The suggestion being that the Führer "offers" a "free
choice" to the people. But, without being glib, one can say that this
was "an offer the people could not refuse," in fact, no free choice at
all. Unhappily there does not seem to be any specific text in which
Heidegger clearly thinks through the concept of the Führer, and
we have to rely on his own praxis as rector to deduce what this notion
could mean for him. As Lyotard points out36, terms like Wahl,
Entscheidung, Volksentscheidung, Volk, Arbeit, etc. have complex
ramifications that will link them on the one hand with Heidegger's own
philosophical writings and thought and on the other with the thinking
of writers such as Carl Schmitt or Ernst Jünger.
Die vielbesungene "akademische Freiheit" wird aus der Deutschen
Universität versto§en; denn diese Freiheit war unecht, weil
nur verneinend. Sie bedeutete vorwiegend Unbekümmertheit,
Beliebigkeit der Absichten und Neigungen, Ungebundenheit im Tun und
Lassen. Der Begriff der Freiheit des deutschen Studenten wird jetzt zu
seiner Wharheit zurückgebracht. Aus ihr entfaltet sich
künftig Bindung und Dienst der deutschen Studentenschaft.37
These three links between the "true concept of freedom" and
the student body are set then set out. The first one links the
students to the Volksgemeinschaft, the Volks-community and finds its
expression in the national-socialist Arbeitsdienst. The second links
the students to the "honor" and "destiny" of the Volk in relation to
other "Völker", demanding "Einsatz bis ins letzte", i.e. the
readiness to die for Germany in the service of the Wehrdienst,
i.e. the military. Finally, the third Bindung links the student body
to the German people's "geistigen Auftrag", its spiritual mission. The
question is how this spiritual mission links Heidegger's own sense of
knowledge and the nazi conception of science and knowledge.

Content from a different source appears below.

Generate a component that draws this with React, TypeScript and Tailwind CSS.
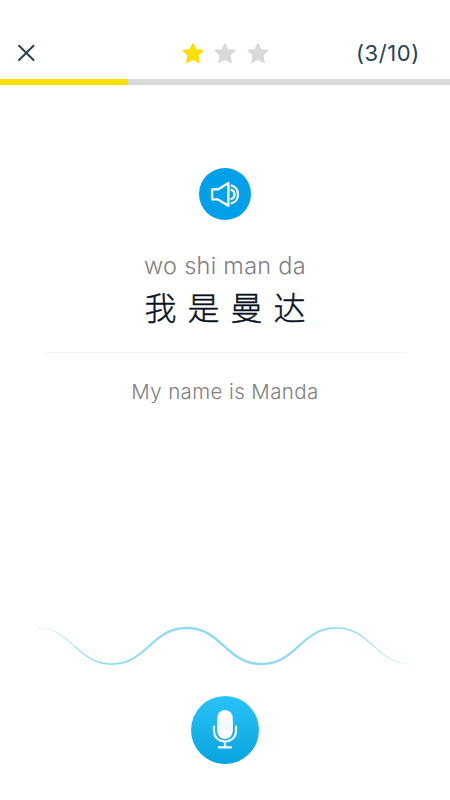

The essence of the university, [Heidegger] says, is the "will to
knowledge", which requires returning to the pre-Socratic origins of
thought. But concretely that means unifying "science and German fate"
and willing "the historical mission of the German Volk, a Volk that
knows itself in its State" - all this within a spirituality "that is
the power to preserve, in the deepest way, the strengths [of the Volk]
which are rooted in soil and blood.39
On 30 November 1933, Heidegger gave a conference at the
University of Tübingen, organized by the students of the
university and the Kampfbund, the local NSDAP party section.40 He
starts by giving a brief history of the German university and mentions
W. v. Humboldt who, he says, insists that "the state should never lose
sight of the fact that for the university it constitute an obstacle,
and that therefore it should not interfere with its work. Things would
function infinitely better without the State. On the other hand the
state has the obligation to procure the means necessary for the
university to function". After developing the Humboldian view further,
Heidegger arrives at the present : " Meanwhile we have witnessed a
revolution. The state has transformed itself. This revolution was not
the advent of a power preexisting in the bosom of the state or of a
political party. The national-socialist Revolution means rather the
radical transformation of German existence." The new student is no
longer a bourgeois, but a revolutionary SA or SS member who has gone
through the Arbeitsdienst, is physically fit, etc. Teaching also has
changed: the new teacher "writes on the new concept of science",
speaks about the political student, discusses political faculties;
there are now courses on "Volkskunde", etc. But, Heidegger goes on,
all of this is only "the old under new colors." At best it is only "a
purely exterior transfer of certain results of this revolution while
at bottom everything remains stuck in its usual inertia."